Do you love an apple? Do you love a pear?
A good thing among all the stress and chaos: my contributor's copy of Not One of Us #54 arrived. It's the home body issue, featuring work by Patricia Russo, Holly Day, Gillian Daniels, Yoon Ha Lee, and Erik Amundsen among others. I have two pieces in the table of contents, both other people's faults. "A Cherry Without a Stone" was written to a prompt from
yhlee: "a siege of cherry blossoms." It's one of my rare forays into secondary-world fantasy; it appears accompanied by an illustration by Yoon, the original of which I am lucky enough to have here still on a shelf beside me. "Keep the Home Fires Burning" was inspired by this post of
ashlyme's and is almost certainly a ghost poem. Order here! It is a good slice of autumn and estrangement, which about fits how I'm feeling right now.

no subject
It's kind of one of those beautiful failures (I think it made no money) that I can't help but love, it's like vaudeville sort of transferred to movie, or the best it ever was anyway. NB This is the kind of thing I adore that I can never convince anyone else to watch with me, apart from maybe the Bing Crosby bits.
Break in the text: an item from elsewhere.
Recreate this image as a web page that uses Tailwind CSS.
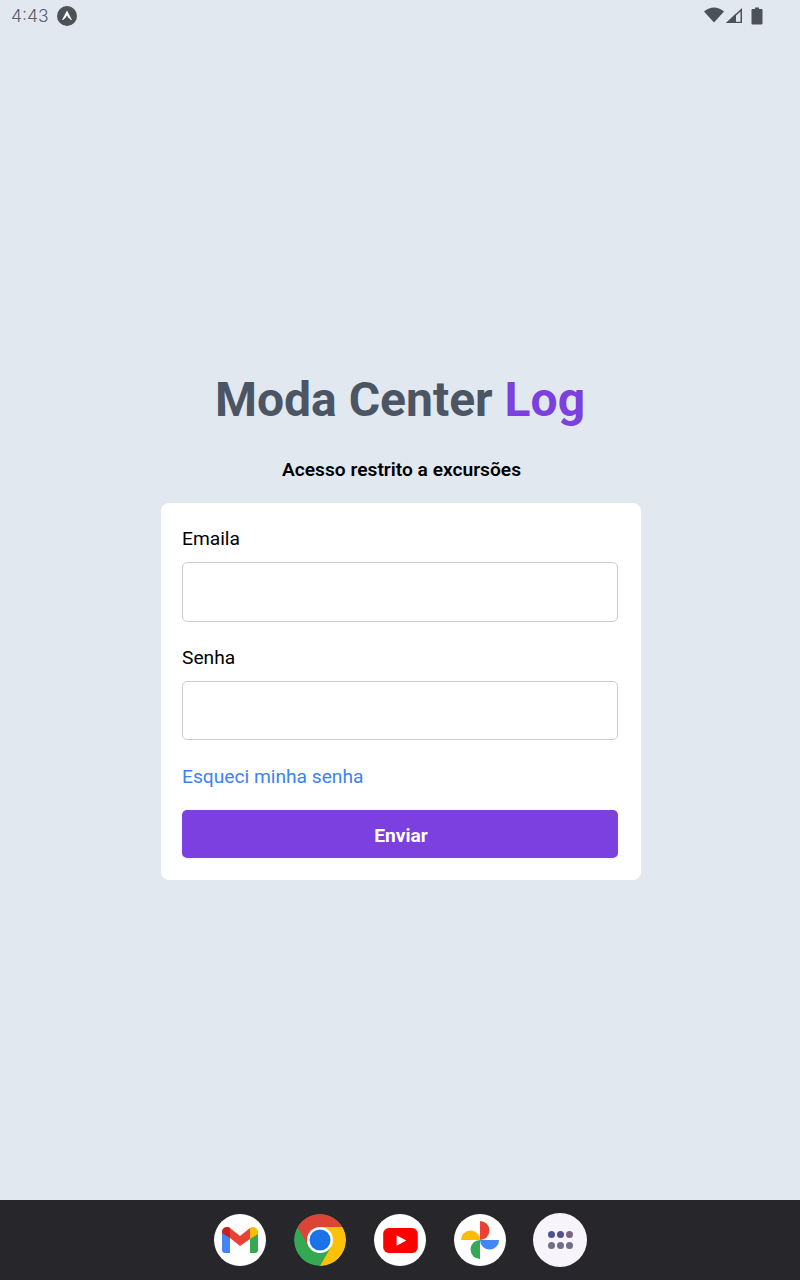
<!DOCTYPE html>
<html lang="en">
<head>
  <meta charset="UTF-8" />
  <meta name="viewport" content="width=device-width, initial-scale=1.0" />
  <title>Moda Center Log</title>
  <script src="https://cdn.jsdelivr.net/npm/@tailwindcss/browser@4"></script>
</head>

<body class="bg-[#e2e8f0] font-['Roboto',sans-serif] text-black">
  <div class="flex flex-col h-[1280px] overflow-hidden">

    <!-- Status bar -->
    <div class="h-8 shrink-0 flex items-center justify-between pl-[11px] pr-[37px] text-[#5a6068]">
      <div class="flex items-center gap-[8px]">
        <span class="text-[17.5px] leading-none font-['Inter',sans-serif] font-light">4:43</span>
        <svg class="w-5 h-5" viewBox="0 0 20 20">
          <circle cx="10" cy="10" r="10" fill="#4d5158"/>
          <path d="M10 4.5 L15 14 L12.6 14 L10 9.2 L7.4 14 L5 14 Z" fill="#fff"/>
          <path d="M6.5 14.5 Q10 10.5 13.5 14.5" fill="none" stroke="#4d5158" stroke-width="1.4"/>
        </svg>
      </div>
      <div class="flex items-center gap-[1px]">
        <svg class="w-5 h-4 -mt-[2px]" viewBox="0 0 20 16"><path d="M0 4.5 Q10 -3.5 20 4.5 L10 15.5 Z" fill="#4d5158"/></svg>
        <svg class="w-[18px] h-[18px]" viewBox="0 0 18 18"><path d="M17 1 L17 16 L1 16 Z M15.5 4.5 L4.5 14.7 L15.5 14.7 Z" fill="#4d5158" fill-rule="evenodd"/><path d="M1 16 L11 6.5 L11 16 Z" fill="#4d5158"/></svg>
        <svg class="w-[12px] h-[18px] ml-[7px]" viewBox="0 0 12 18"><path d="M4 0.5 H8 V2 H10.5 A1 1 0 0 1 11.5 3 V16.5 A1 1 0 0 1 10.5 17.5 H1.5 A1 1 0 0 1 0.5 16.5 V3 A1 1 0 0 1 1.5 2 H4 Z" fill="#4d5158"/></svg>
      </div>
    </div>

    <!-- Login -->
    <main class="flex-1 flex flex-col items-center pt-[336px]">
      <h1 class="text-[48px] leading-[64px] font-bold text-[#4b5563]">Moda Center <span class="text-[#7c3fe0]">Log</span></h1>
      <p class="mt-[26px] ml-[3px] text-[19.2px] leading-[24px] font-semibold">Acesso restrito a excursões</p>

      <form class="mt-[21px] ml-[2px] w-[480px] h-[377px] bg-white rounded-lg px-[21px] pt-[23px]">
        <label class="block text-[19.2px] leading-[26px]">Emaila</label>
        <input type="text" class="mt-[10px] block w-[436px] h-[60px] border border-[#c9ccd1] rounded-[5px] bg-white" />
        <label class="block mt-[23px] text-[19.2px] leading-[26px]">Senha</label>
        <input type="password" class="mt-[10px] block w-[436px] h-[59px] border border-[#c9ccd1] rounded-[5px] bg-white" />
        <a href="#" class="block mt-[24px] text-[19.2px] leading-[26px] text-[#3b82f6]">Esqueci minha senha</a>
        <button type="button" class="mt-[20px] block w-[436px] h-[48px] pl-[2px] pt-[4px] bg-[#7c3fe0] rounded-[5px] text-white text-[19.2px] font-bold">Enviar</button>
      </form>
    </main>

    <!-- Dock -->
    <div class="h-20 shrink-0 bg-[#26262b] flex items-center justify-center gap-7">
      <div class="w-[52px] h-[52px] rounded-full bg-white flex items-center justify-center">
        <svg class="w-[38px] h-[30px]" viewBox="0 0 38 30">
          <path d="M1 6 V25 A3 3 0 0 0 4 28 H9 V12 Z" fill="#4285f4"/>
          <path d="M29 12 V28 H34 A3 3 0 0 0 37 25 V6 Z" fill="#34a853"/>
          <path d="M1 7 A5 5 0 0 1 9 3 L19 11 L29 3 V14 L19 21 L9 13 L2 8 Z" fill="#ea4335"/>
          <path d="M29 3 A5 5 0 0 1 37 7 V9 L29 14 Z" fill="#fbbc04"/>
          <path d="M1 7 A5 5 0 0 1 9 3 V13 L1 8 Z" fill="#c5221f"/>
        </svg>
      </div>
      <div class="w-[52px] h-[52px] rounded-full overflow-hidden">
        <svg class="w-[52px] h-[52px]" viewBox="0 0 52 52">
          <circle cx="26" cy="26" r="26" fill="#34a853"/>
          <path d="M3.5 13 A26 26 0 0 1 48.5 13 L26 13 L26 26 L14.7 32.5 Z" fill="#db4437"/>
          <path d="M48.5 13 A26 26 0 0 1 26 52 L37.3 32.5 L26 26 L26 13 Z" fill="#ffc107"/>
          <circle cx="26" cy="26" r="13" fill="#fff"/>
          <circle cx="26" cy="26" r="10.5" fill="#1a73e8"/>
        </svg>
      </div>
      <div class="w-[52px] h-[52px] rounded-full bg-white flex items-center justify-center">
        <svg class="w-[35px] h-[25px]" viewBox="0 0 36 26">
          <rect x="0" y="0" width="36" height="26" rx="6" fill="#f00"/>
          <path d="M14 7.5 L24 13 L14 18.5 Z" fill="#fff"/>
        </svg>
      </div>
      <div class="w-[52px] h-[52px] rounded-full bg-white flex items-center justify-center">
        <svg class="w-[40px] h-[40px]" viewBox="0 0 40 40">
          <path d="M20 20 V1 A9.5 9.5 0 0 1 20 20 Z" fill="#ea4335"/>
          <path d="M20 20 H39 A9.5 9.5 0 0 1 20 20 Z" fill="#4285f4"/>
          <path d="M20 20 V39 A9.5 9.5 0 0 1 20 20 Z" fill="#34a853"/>
          <path d="M20 20 H1 A9.5 9.5 0 0 1 20 20 Z" fill="#fbbc04"/>
        </svg>
      </div>
      <div class="w-[54px] h-[54px] -mx-px rounded-full bg-[#f8f4fb] grid grid-cols-[7px_7px_7px] gap-x-[2px] gap-y-[4px] content-center justify-center">
        <span class="w-[7px] h-[7px] rounded-full bg-[#4f5490]"></span>
        <span class="w-[7px] h-[7px] rounded-full bg-[#4f5490]"></span>
        <span class="w-[7px] h-[7px] rounded-full bg-[#7d6485]"></span>
        <span class="w-[7px] h-[7px] rounded-full bg-[#6f6f85]"></span>
        <span class="w-[7px] h-[7px] rounded-full bg-[#6f6f85]"></span>
        <span class="w-[7px] h-[7px] rounded-full bg-[#6f6f85]"></span>
      </div>
    </div>
  </div>
</body>
</html>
King of Jazz is a 1930 American color film starring Paul Whiteman and His Orchestra. The film's title was taken from Whiteman's controversial, self-conferred appellation. Although using the word to describe Whiteman's music may seem absurd today, at the time the film was made, "jazz", to the general public, meant the jazz-influenced syncopated dance music which was being heard everywhere on phonograph records and through radio broadcasts. (wiki) (wtf, Wiki, not everyone thinks jazz is Miles and Coltrane)
no subject
I don't think I've ever heard of King of Jazz. Two-strip Technicolor! Thank you!